While there are many non-vegan sources of collagen, it doesn’t mean that collagen itself isn’t vegan. It’s a form of protein so yes, it is vegan and you can find it in plenty of vegan sources like beans, quinoa, pumpkin seeds, almonds, spirulina, and more.

But consuming collagen isn’t the only way to get its benefits. For example, vitamin C is incredibly important for the production of collagen and it also helps to protect the collagen that’s already present in your body (10). So definitely add thyme, parsley, kale, citrus fruits, broccoli, and strawberries to your diet if you haven’t already (and even if you’re not vegan because maintaining a well-balanced diet is important to keep your body functioning optimally!)

Fish sources

According to an article produced by the Nofima The Norwegian Institute of Food, Fisheries, and Aquaculture Research, fish like cod, coalfish, herring and mackerel are great sources of collagen. Fish skin in particular is a rich source of collagen (11).

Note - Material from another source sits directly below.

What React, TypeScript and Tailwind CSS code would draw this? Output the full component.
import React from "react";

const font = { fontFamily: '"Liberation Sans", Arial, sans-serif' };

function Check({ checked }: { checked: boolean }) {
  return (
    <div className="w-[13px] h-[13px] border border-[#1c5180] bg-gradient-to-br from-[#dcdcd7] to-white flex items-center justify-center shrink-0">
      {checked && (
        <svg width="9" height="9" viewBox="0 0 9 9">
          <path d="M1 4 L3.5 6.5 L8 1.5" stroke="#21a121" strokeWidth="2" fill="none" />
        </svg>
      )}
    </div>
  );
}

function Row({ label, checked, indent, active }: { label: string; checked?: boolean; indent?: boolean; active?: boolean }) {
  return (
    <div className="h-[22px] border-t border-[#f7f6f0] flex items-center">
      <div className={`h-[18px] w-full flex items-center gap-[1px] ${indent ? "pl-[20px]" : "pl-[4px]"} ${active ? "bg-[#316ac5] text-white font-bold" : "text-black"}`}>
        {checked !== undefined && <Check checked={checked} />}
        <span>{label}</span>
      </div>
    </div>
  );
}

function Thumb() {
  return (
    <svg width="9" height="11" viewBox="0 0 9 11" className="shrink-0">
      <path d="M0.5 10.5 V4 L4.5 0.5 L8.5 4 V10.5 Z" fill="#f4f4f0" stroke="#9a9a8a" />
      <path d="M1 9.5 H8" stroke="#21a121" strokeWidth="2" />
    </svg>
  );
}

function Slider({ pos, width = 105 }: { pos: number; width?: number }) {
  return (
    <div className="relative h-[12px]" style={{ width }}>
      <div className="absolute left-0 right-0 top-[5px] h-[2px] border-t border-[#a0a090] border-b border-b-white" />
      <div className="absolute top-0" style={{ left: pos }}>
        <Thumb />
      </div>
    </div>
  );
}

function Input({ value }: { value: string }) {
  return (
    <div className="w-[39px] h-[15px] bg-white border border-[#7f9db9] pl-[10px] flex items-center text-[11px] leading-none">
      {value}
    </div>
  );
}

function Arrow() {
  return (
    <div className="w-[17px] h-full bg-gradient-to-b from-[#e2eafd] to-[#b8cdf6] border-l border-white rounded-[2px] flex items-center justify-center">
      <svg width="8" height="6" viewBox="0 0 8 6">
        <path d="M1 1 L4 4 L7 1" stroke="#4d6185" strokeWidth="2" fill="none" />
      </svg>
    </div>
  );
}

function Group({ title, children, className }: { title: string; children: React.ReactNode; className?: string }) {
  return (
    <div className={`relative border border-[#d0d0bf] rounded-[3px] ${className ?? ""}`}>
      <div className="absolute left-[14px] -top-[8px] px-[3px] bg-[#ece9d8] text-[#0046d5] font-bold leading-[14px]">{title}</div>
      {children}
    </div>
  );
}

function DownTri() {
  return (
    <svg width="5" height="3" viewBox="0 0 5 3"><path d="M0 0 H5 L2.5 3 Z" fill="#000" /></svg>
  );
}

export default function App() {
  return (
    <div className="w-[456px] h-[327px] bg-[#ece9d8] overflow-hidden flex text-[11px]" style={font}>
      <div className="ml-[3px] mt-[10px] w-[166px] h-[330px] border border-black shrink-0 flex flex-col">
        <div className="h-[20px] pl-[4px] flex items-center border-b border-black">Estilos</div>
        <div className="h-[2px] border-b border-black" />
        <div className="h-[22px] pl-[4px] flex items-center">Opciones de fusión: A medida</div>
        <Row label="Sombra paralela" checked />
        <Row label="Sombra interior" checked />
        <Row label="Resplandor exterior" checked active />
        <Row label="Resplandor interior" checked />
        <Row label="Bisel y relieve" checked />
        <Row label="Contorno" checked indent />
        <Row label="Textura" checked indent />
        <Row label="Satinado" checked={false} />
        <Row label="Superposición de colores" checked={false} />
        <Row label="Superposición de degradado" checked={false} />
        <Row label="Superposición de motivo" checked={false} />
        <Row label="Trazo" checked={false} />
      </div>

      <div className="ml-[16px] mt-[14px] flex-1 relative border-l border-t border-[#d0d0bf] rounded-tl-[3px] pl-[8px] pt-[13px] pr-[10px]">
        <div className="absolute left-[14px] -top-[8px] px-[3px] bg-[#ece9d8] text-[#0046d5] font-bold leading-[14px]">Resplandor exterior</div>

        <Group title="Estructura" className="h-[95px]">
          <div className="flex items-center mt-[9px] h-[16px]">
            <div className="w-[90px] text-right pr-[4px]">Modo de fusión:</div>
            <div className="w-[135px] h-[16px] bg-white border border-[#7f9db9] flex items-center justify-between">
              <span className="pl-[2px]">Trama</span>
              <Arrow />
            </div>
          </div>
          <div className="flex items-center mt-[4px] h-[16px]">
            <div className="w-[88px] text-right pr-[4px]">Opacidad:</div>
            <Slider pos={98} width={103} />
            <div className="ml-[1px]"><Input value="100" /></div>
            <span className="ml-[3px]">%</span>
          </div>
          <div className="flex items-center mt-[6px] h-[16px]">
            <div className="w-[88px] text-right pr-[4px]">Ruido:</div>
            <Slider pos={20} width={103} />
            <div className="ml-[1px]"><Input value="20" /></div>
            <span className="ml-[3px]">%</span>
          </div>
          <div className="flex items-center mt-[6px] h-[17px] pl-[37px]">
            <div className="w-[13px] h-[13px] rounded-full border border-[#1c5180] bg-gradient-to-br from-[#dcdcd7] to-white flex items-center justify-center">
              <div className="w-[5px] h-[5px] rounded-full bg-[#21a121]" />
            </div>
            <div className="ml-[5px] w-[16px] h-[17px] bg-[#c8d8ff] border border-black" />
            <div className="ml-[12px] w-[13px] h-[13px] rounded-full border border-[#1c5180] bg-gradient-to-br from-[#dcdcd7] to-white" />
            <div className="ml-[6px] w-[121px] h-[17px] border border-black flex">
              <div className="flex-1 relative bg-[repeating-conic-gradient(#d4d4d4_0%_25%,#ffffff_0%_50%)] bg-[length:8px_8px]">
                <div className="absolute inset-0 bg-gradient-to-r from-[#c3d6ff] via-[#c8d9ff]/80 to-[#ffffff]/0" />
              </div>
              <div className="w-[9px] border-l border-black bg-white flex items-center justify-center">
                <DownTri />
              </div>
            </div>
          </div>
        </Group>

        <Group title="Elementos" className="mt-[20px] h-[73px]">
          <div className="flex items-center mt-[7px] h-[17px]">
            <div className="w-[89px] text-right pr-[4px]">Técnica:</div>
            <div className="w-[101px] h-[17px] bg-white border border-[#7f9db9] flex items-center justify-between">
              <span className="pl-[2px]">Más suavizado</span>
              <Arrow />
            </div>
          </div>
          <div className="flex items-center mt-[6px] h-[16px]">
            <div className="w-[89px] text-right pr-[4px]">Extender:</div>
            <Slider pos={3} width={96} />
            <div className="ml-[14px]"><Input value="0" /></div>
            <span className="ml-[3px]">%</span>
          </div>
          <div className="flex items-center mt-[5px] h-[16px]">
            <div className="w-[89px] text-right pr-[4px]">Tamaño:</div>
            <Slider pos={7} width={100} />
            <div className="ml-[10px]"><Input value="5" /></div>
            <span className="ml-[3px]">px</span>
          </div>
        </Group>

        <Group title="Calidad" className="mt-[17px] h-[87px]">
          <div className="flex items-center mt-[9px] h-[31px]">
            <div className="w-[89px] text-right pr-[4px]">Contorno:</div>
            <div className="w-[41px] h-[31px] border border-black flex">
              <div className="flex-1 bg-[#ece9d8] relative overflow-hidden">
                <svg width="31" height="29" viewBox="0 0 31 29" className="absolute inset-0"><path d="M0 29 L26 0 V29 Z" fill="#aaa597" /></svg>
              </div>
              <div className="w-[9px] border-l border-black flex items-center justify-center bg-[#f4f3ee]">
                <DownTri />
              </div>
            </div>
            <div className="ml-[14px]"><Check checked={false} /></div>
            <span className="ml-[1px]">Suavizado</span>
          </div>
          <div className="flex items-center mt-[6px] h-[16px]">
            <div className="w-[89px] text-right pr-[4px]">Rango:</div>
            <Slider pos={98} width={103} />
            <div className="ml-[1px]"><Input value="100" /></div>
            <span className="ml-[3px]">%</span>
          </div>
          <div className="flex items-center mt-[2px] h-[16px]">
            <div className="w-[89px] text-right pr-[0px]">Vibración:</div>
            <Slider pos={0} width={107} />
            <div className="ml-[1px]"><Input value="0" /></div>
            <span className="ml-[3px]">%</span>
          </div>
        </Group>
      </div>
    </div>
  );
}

Great news for people who don’t eat meat but don’t want to rely only on vegan sources for collagen benefits.

Meat sources 

One of the richest sources of collagen is bone broth that’s simmered for 24 hours or longer, especially with the use of some kind of vinegar — the acidity in it helps to break down the collagen into smaller amino acids and help you digest it more easily. That’s exactly how we make bone broth at Broya and get the maximum amount of collagen benefits.

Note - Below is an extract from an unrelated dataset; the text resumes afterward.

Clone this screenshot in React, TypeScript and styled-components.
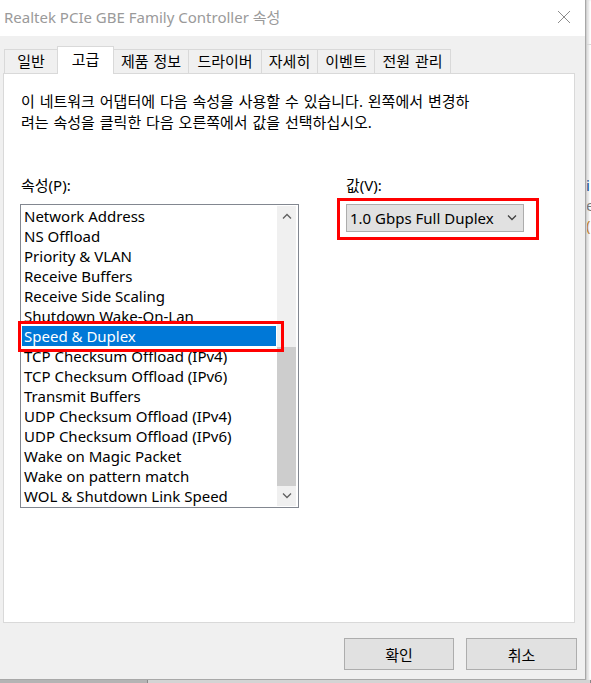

If you want collagen from whole meat sources, the best place to look would be from a chicken. If you’ve ever cut up a raw chicken, you’ll see that they have a lot of connective tissue and that’s where collagen is concentrated.

Collagen supplements vs bone broth: which one is better?

I’ve given a lot of information about collagen itself - but what about supplements in comparison to bone broth?

Well, we can’t speak for all bone broths so we’ll compare Broya bone broth with what we’ve heard about collagen supplements. 

 

Which one’s better?

Broya bone broth

Collagen supplements

SOURCING

Organic

Non-GMO

Ethically raised

Antibiotic-free

Factory-made

Heavily processed

NUTRITION

15+ different amino acids & minerals like calcium, magnesium, and iron

15+ different amino acids & lower amount of minerals like calcium, magnesium, and iron

HOW IT’S PROCESSED

24+ hours simmering in a pot of water

Deodorizing & decolourizing

 

The biggest factor you want to look at is: do you want all the electrolytes that come with bone broth and do you care how it’s sourced? If your answer is yes, then bone broth is a great option.

Wondering when to take collagen?

The best time to take collagen all depends on what you want to achieve. If you’re taking it to relax and improve your sleep, then the best time to drink collagen would be before you go to sleep. 

A lot of Broya customers like to have bone broth as their natural nightcap because it feels like a warm hug in a mug. So not only will glycine help you relax, but the temperature of the liquid will too.

But when is the best time to take collagen if you want its other benefits? Any time during the day is a great time to have it, as long as you’re taking collagen consistently. And remember, it’s not a cure-all. You can’t just consume loads and loads of collagen but at the same time have plenty of processed foods.

No amount of collagen will help with digestive or joint inflammation if you’re not making sure to keep up a balanced diet.

What are collagen powder benefits? 

While liquid bone broth can be great for electrolytes, hydration, and giving you all the benefits that collagen itself has to offer, collagen powder can be pretty handy when it comes to shelf space.

But if you’re looking for collagen powder, make sure that the company you buy from is transparent about sourcing, their manufacturing process, and any additives that could unnecessarily be included.

How long does it take for collagen supplements to work?

The best way to answer this is: it depends.

Everyone’s body is different but according to the studies cited above, it can take as little as 3 days to as long as a few months to see the effects.

That’s why you always want to be consistent when taking collagen supplements, as well as including more bioavailable options like bone broth so that your body can absorb the collagen right away.